Directly across from him sat old Cosimo de Grazia in his old-fashioned suit and starched white shirt, buttoned to the top but without a tie this time. Eyes closed, he sat lost in thought or in dreams, with his veined, mottled hands clasped on the silver lion’s-paw-and-tea-bud knob of his cane, his goateed chin resting on his knuckles, and Bacco asleep and snoring between his feet. In the chair beside him was a rumpled, portly, bespectacled man of Cosimo’s age who sat with an unlit, half-smoked cigar clenched between his teeth. This, according to Vincenzo, was Dr. Gianluigi Luzzatto, who had been Domenico de Grazia’s physician and closest friend and was still Cosimo’s doctor, though otherwise retired from practice. He had been making one of his twice-weekly visits to Cosimo, who had been refusing for two decades to see a younger, more up-to-date physician, and he had been invited to the consiglio by his patient out of respect for his longtime relationship with the de Grazias. It wasn’t strictly by the book, but Vincenzo had always allowed Cosimo some extra latitude in matters of family protocol. Like Cosimo, Dr. Luzzatto wore a dark, old-fashioned suit, including a tie and even a tobacco-ash-spattered vest. Unlike Cosimo, he somehow managed to make them look as if he’d been sleeping-and eating-in them for two days.
Phil had looked at him, pointed his finger, and blurted: “You’re Dr. Luzzatto! I remember you!”
“I’m flattered.”
“When I was a little kid,” Phil said, “I mean really little… you were carrying me through a… was it a hospital corridor? There were benches, white walls…”
Luzzatto nodded, pleased. “You’re right. It was in Milan. The Gaetano Pini Institute. You were not even five. A long time to remember an operation.”

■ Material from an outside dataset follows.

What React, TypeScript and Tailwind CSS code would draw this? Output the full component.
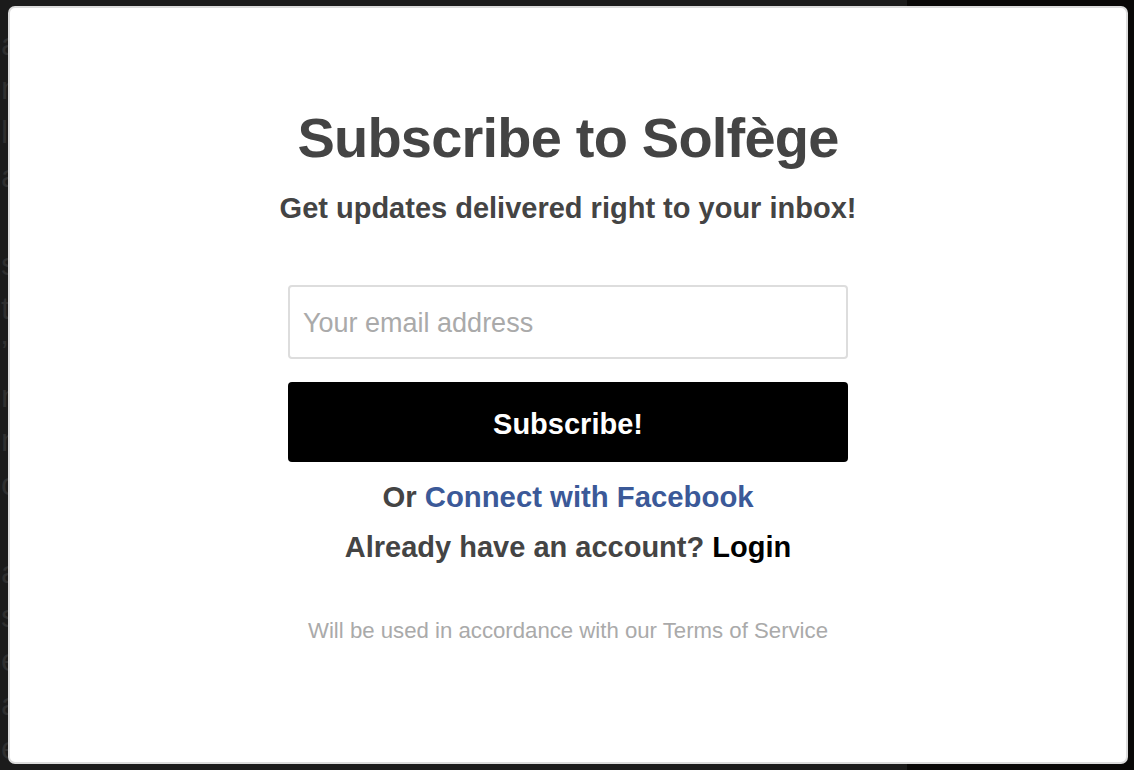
import React from 'react';

const behindLines = ['a', 'n', 'ls', 'a', '', 's', 'th', '’.', 'n', 'n', 'o', '', 'a', 's', 'e', 'a', 'e'];

export default function App() {
  return (
    <div className="relative h-[770px] w-full overflow-hidden font-['Liberation_Sans',Arial,sans-serif]">
      {/* Page behind the overlay */}
      <div className="flex h-full">
        <div className="flex-1 bg-[#1b1b1b] pt-[22px] pl-[1px]">
          {behindLines.map((line, i) => (
            <div key={i} className="h-[44px] text-[32px] leading-[44px] text-[#2f2f2f]">
              {line}
            </div>
          ))}
        </div>
        <div className="w-[227px] bg-[#090807]" />
      </div>

      {/* Modal */}
      <div className="absolute top-[6px] left-[8px] right-[6px] bottom-[6px] rounded-[7px] border-2 border-[#dcdcdc] bg-white">
        <div className="flex flex-col items-center pt-[98px]">
          <h1 className="h-[64px] text-[56px] font-bold leading-[64px] tracking-[-0.8px] text-[#444444]">
            Subscribe to Solfège
          </h1>
          <p className="mt-[20px] h-[36px] text-[29px] font-bold leading-[36px] text-[#444444]">
            Get updates delivered right to your inbox!
          </p>

          <input
            type="email"
            placeholder="Your email address"
            className="mt-[59px] h-[74px] w-[560px] rounded-[4px] border-2 border-[#dddddd] px-[13px] pt-[2px] text-[27px] text-[#444444] outline-none placeholder:text-[#aaaaaa]"
          />

          <button className="mt-[23px] h-[80px] w-[560px] rounded-[4px] bg-black pt-[5px] text-[29px] font-bold text-white">
            Subscribe!
          </button>

          <p className="mt-[17px] h-[36px] text-[29.3px] font-bold leading-[36px] text-[#444444]">
            Or <a className="text-[#3b5998]">Connect with Facebook</a>
          </p>
          <p className="mt-[14px] h-[36px] text-[29px] font-bold leading-[36px] text-[#444444]">
            Already have an account? <a className="text-black">Login</a>
          </p>

          <p className="mt-[52px] h-[28px] text-[22.2px] leading-[28px] text-[#aaaaaa]">
            Will be used in accordance with our Terms of Service
          </p>
        </div>
      </div>
    </div>
  );
}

“I don’t remember any operation, I just remember being carried. In your arms. I was crying… you thought I was scared, but I was embarrassed. I was in my underwear, and there were all these women there…”
“It was insensitive of me,” Luzzatto said, smiling and placing a hand over his heart. “I humbly apologize.”
Along the same wall as Luzzatto, seated together on a chest and looking like a male-female version of Tweedledum and Tweedledee, were Phil’s aunt, Bella Barbero, and her husband, Basilio. Then again, she might have been his cousin; Phil hadn’t been sure. If Gideon remembered correctly, the affable, rambling Basilio was an officer in Vincenzo’s construction firm.
The entrance to the room was on the wall to Gideon’s right, a doorless opening on either side of which were the only two chairs with armrests, a matched set of high-backed, thronelike affairs with carved Gothic backrests. In one sat Vincenzo, in the other, Caravale, like coreigning monarchs waiting for their court to get itself settled.
The two remaining people, the lean, vinegary, malcontented-looking Dante Galasso and the striking but equally vinegary Francesca de Grazia Galasso, sat along the remaining wall, next to each other, but as far apart as space would allow. Dante, according to Phil, had been an ardent and articulate Marxist professor in Bologna years before, but somewhere along the line he had stopped calling himself a Communist and seamlessly turned himself into a “postmodernist,” apparently considering it more in step with the times. His formidable wife Francesca-Vincenzo’s sister-was both the CFO of Aurora Costruzioni and the de facto mistress of the de Grazia estate, someone, Phil had warned darkly, of whom it was a good idea not to get on the wrong side.